> [The records]:
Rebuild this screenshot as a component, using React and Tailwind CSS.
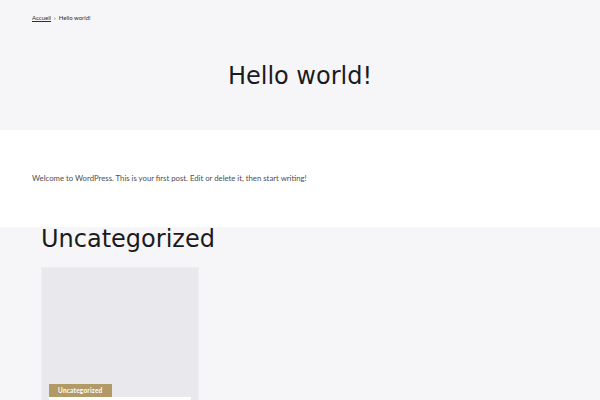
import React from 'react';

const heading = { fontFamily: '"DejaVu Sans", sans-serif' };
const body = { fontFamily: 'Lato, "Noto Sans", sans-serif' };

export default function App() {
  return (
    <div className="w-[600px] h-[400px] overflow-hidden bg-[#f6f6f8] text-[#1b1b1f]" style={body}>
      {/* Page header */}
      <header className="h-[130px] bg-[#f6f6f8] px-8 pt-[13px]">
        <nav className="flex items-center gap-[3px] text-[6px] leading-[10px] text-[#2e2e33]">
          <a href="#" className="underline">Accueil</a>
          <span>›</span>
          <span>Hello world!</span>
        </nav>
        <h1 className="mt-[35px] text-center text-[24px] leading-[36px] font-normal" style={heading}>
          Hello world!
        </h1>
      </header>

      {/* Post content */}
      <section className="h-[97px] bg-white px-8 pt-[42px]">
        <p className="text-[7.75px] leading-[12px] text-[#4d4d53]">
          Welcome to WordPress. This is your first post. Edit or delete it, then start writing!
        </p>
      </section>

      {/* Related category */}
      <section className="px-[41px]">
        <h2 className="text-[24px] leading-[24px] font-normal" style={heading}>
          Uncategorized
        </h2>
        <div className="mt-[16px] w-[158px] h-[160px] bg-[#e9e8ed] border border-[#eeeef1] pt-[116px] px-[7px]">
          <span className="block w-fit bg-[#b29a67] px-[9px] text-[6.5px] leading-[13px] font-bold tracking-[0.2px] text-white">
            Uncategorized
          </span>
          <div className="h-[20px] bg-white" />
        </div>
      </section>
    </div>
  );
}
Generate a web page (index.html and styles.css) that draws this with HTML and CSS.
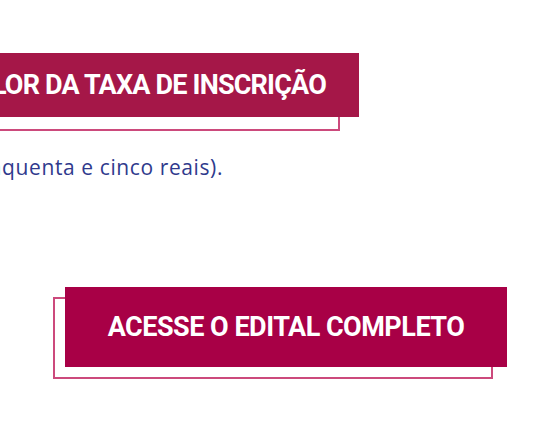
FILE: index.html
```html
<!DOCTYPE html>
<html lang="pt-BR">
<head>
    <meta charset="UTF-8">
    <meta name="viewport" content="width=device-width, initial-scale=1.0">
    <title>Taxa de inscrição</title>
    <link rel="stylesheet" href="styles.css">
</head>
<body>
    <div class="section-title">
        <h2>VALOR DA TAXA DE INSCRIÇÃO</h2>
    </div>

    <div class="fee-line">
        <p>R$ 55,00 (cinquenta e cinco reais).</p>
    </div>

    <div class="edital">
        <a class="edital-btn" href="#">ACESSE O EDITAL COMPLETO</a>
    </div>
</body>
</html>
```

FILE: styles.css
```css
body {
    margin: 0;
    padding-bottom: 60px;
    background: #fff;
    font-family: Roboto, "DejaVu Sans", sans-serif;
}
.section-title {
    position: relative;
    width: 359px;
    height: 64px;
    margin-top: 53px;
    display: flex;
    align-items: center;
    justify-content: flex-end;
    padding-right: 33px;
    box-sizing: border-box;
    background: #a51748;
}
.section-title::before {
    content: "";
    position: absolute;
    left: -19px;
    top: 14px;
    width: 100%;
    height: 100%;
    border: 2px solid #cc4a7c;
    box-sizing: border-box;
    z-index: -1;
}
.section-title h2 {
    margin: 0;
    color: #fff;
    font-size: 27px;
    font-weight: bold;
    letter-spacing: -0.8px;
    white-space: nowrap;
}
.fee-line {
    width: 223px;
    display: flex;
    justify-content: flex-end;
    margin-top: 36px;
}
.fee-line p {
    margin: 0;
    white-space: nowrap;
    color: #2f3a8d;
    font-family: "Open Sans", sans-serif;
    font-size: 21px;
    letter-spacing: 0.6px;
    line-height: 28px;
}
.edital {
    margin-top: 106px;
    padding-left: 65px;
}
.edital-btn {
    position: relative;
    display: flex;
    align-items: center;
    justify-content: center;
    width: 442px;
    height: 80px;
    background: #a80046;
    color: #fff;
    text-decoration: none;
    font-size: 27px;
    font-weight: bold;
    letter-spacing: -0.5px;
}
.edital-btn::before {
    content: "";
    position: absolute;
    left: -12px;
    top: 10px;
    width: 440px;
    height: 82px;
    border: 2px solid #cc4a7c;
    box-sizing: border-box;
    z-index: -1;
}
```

> [The exercise]: Would you mind returning each entry above word for word, skipping the images?

> [Written response]:
Rebuild this screenshot as a component, using React and Tailwind CSS.
import React from 'react';

const heading = { fontFamily: '"DejaVu Sans", sans-serif' };
const body = { fontFamily: 'Lato, "Noto Sans", sans-serif' };

export default function App() {
  return (
    <div className="w-[600px] h-[400px] overflow-hidden bg-[#f6f6f8] text-[#1b1b1f]" style={body}>
      {/* Page header */}
      <header className="h-[130px] bg-[#f6f6f8] px-8 pt-[13px]">
        <nav className="flex items-center gap-[3px] text-[6px] leading-[10px] text-[#2e2e33]">
          <a href="#" className="underline">Accueil</a>
          <span>›</span>
          <span>Hello world!</span>
        </nav>
        <h1 className="mt-[35px] text-center text-[24px] leading-[36px] font-normal" style={heading}>
          Hello world!
        </h1>
      </header>

      {/* Post content */}
      <section className="h-[97px] bg-white px-8 pt-[42px]">
        <p className="text-[7.75px] leading-[12px] text-[#4d4d53]">
          Welcome to WordPress. This is your first post. Edit or delete it, then start writing!
        </p>
      </section>

      {/* Related category */}
      <section className="px-[41px]">
        <h2 className="text-[24px] leading-[24px] font-normal" style={heading}>
          Uncategorized
        </h2>
        <div className="mt-[16px] w-[158px] h-[160px] bg-[#e9e8ed] border border-[#eeeef1] pt-[116px] px-[7px]">
          <span className="block w-fit bg-[#b29a67] px-[9px] text-[6.5px] leading-[13px] font-bold tracking-[0.2px] text-white">
            Uncategorized
          </span>
          <div className="h-[20px] bg-white" />
        </div>
      </section>
    </div>
  );
}
Generate a web page (index.html and styles.css) that draws this with HTML and CSS.
FILE: index.html
```html
<!DOCTYPE html>
<html lang="pt-BR">
<head>
    <meta charset="UTF-8">
    <meta name="viewport" content="width=device-width, initial-scale=1.0">
    <title>Taxa de inscrição</title>
    <link rel="stylesheet" href="styles.css">
</head>
<body>
    <div class="section-title">
        <h2>VALOR DA TAXA DE INSCRIÇÃO</h2>
    </div>

    <div class="fee-line">
        <p>R$ 55,00 (cinquenta e cinco reais).</p>
    </div>

    <div class="edital">
        <a class="edital-btn" href="#">ACESSE O EDITAL COMPLETO</a>
    </div>
</body>
</html>
```

FILE: styles.css
```css
body {
    margin: 0;
    padding-bottom: 60px;
    background: #fff;
    font-family: Roboto, "DejaVu Sans", sans-serif;
}
.section-title {
    position: relative;
    width: 359px;
    height: 64px;
    margin-top: 53px;
    display: flex;
    align-items: center;
    justify-content: flex-end;
    padding-right: 33px;
    box-sizing: border-box;
    background: #a51748;
}
.section-title::before {
    content: "";
    position: absolute;
    left: -19px;
    top: 14px;
    width: 100%;
    height: 100%;
    border: 2px solid #cc4a7c;
    box-sizing: border-box;
    z-index: -1;
}
.section-title h2 {
    margin: 0;
    color: #fff;
    font-size: 27px;
    font-weight: bold;
    letter-spacing: -0.8px;
    white-space: nowrap;
}
.fee-line {
    width: 223px;
    display: flex;
    justify-content: flex-end;
    margin-top: 36px;
}
.fee-line p {
    margin: 0;
    white-space: nowrap;
    color: #2f3a8d;
    font-family: "Open Sans", sans-serif;
    font-size: 21px;
    letter-spacing: 0.6px;
    line-height: 28px;
}
.edital {
    margin-top: 106px;
    padding-left: 65px;
}
.edital-btn {
    position: relative;
    display: flex;
    align-items: center;
    justify-content: center;
    width: 442px;
    height: 80px;
    background: #a80046;
    color: #fff;
    text-decoration: none;
    font-size: 27px;
    font-weight: bold;
    letter-spacing: -0.5px;
}
.edital-btn::before {
    content: "";
    position: absolute;
    left: -12px;
    top: 10px;
    width: 440px;
    height: 82px;
    border: 2px solid #cc4a7c;
    box-sizing: border-box;
    z-index: -1;
}
```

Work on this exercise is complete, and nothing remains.